Reproduce, character for character, the lines below from the first through the one with "Star, MoreVertical, User". Leave pictures out.

== DATA EXTRACT ==

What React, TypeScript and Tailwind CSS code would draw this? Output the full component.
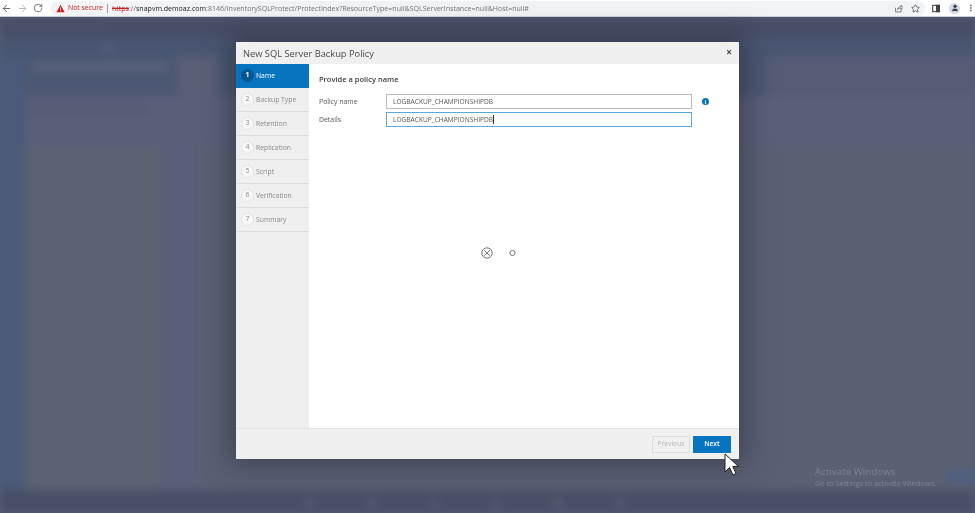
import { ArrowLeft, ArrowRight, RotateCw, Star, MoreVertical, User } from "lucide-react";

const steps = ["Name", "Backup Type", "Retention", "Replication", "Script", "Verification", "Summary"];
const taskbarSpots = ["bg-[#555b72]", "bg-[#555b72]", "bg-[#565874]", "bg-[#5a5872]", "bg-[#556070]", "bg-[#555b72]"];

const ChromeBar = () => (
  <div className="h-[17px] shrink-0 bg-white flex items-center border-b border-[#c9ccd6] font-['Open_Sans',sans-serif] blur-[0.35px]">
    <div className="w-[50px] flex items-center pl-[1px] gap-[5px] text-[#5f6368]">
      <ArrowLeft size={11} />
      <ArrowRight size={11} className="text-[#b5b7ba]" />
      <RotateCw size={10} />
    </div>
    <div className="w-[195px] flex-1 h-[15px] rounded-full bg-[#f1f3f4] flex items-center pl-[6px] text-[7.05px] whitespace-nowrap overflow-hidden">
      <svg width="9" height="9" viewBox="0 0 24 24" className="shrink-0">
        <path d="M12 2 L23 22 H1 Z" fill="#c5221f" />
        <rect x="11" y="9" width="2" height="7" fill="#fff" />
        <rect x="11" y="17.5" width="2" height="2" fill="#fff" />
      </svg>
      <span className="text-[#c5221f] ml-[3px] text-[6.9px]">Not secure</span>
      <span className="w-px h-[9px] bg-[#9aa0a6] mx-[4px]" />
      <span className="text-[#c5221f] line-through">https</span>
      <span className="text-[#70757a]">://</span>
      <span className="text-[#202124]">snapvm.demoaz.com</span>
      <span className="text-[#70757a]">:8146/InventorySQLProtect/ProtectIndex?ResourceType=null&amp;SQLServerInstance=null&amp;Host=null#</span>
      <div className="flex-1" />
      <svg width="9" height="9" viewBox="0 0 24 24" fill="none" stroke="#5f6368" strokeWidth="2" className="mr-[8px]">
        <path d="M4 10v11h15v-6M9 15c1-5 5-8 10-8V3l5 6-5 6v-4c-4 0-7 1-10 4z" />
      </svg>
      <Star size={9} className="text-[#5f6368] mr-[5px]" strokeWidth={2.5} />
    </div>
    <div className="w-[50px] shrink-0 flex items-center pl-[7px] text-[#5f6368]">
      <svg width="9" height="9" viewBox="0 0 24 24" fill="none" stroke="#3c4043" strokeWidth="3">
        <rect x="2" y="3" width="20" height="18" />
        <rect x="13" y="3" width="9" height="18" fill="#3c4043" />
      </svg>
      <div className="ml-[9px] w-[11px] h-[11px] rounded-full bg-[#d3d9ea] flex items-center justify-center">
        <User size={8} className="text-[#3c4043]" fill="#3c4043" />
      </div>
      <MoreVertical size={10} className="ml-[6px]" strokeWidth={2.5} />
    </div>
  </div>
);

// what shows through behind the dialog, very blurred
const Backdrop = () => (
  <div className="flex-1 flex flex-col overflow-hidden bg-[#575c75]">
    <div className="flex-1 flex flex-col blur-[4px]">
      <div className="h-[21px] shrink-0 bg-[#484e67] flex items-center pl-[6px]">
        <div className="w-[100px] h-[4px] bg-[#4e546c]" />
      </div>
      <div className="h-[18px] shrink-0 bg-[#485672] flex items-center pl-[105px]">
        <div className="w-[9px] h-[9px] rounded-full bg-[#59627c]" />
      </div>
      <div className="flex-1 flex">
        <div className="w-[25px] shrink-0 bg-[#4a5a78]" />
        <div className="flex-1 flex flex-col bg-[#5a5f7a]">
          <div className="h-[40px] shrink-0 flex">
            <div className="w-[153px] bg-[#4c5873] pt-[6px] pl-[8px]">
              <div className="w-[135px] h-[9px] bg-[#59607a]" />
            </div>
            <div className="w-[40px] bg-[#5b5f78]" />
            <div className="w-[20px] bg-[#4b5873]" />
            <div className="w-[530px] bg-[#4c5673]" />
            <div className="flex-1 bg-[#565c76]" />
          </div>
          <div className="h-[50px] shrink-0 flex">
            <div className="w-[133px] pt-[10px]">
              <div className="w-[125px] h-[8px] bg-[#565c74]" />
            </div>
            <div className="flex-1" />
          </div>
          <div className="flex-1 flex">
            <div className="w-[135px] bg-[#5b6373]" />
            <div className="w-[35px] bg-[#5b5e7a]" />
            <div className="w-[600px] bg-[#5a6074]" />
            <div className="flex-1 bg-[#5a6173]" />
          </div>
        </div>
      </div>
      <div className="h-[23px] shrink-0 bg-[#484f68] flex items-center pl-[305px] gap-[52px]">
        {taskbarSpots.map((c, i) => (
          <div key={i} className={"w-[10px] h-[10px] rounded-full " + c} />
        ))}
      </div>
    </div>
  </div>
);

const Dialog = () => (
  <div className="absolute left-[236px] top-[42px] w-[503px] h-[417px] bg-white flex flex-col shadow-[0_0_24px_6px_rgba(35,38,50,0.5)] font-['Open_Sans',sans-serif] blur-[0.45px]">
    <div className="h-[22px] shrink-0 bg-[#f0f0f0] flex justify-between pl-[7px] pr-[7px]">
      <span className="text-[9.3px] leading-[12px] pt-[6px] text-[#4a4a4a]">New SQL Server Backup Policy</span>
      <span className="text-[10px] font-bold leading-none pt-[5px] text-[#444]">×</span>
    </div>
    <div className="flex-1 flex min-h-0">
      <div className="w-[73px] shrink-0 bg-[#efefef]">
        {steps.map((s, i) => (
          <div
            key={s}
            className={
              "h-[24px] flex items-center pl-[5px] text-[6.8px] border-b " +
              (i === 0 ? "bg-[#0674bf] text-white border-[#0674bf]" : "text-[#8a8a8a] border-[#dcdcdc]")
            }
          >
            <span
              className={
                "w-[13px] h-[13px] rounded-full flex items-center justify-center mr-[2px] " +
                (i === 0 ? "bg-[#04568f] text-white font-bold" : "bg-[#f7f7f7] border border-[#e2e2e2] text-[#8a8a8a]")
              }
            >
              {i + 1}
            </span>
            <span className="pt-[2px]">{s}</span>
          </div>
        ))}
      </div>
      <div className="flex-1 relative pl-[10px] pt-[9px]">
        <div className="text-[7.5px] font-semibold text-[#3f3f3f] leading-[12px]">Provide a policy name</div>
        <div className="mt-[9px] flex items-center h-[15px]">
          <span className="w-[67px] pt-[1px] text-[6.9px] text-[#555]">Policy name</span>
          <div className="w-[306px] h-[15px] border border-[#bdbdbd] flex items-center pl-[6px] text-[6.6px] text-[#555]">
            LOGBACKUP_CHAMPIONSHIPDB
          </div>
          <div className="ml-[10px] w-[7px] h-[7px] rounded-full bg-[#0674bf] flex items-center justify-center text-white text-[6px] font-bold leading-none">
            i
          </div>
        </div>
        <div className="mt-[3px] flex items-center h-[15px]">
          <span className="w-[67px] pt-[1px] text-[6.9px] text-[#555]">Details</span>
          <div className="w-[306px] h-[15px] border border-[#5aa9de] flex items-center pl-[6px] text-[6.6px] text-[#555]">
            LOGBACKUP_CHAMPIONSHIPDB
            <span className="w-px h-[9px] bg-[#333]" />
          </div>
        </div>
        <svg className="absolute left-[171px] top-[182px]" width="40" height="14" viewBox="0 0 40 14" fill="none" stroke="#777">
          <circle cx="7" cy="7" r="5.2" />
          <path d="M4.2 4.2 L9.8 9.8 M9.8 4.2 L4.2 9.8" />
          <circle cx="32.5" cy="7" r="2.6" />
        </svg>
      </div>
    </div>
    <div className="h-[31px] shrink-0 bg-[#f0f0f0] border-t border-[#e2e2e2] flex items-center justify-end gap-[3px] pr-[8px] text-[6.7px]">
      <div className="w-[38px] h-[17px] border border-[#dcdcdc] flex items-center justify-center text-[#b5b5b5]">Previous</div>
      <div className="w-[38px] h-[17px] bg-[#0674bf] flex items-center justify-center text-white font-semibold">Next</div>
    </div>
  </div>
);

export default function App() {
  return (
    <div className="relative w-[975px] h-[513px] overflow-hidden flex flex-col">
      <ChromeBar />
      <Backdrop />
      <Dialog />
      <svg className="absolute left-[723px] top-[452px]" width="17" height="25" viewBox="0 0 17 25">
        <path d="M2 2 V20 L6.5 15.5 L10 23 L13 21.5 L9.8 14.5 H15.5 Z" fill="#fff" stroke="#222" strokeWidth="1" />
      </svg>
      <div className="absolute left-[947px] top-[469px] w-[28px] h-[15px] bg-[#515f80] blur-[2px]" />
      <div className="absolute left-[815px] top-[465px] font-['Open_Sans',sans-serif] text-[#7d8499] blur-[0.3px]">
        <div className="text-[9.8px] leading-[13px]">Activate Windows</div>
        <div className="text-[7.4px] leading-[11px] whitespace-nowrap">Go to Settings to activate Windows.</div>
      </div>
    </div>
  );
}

===

REPLY.
What React, TypeScript and Tailwind CSS code would draw this? Output the full component.
import { ArrowLeft, ArrowRight, RotateCw, Star, MoreVertical, User } from "lucide-react";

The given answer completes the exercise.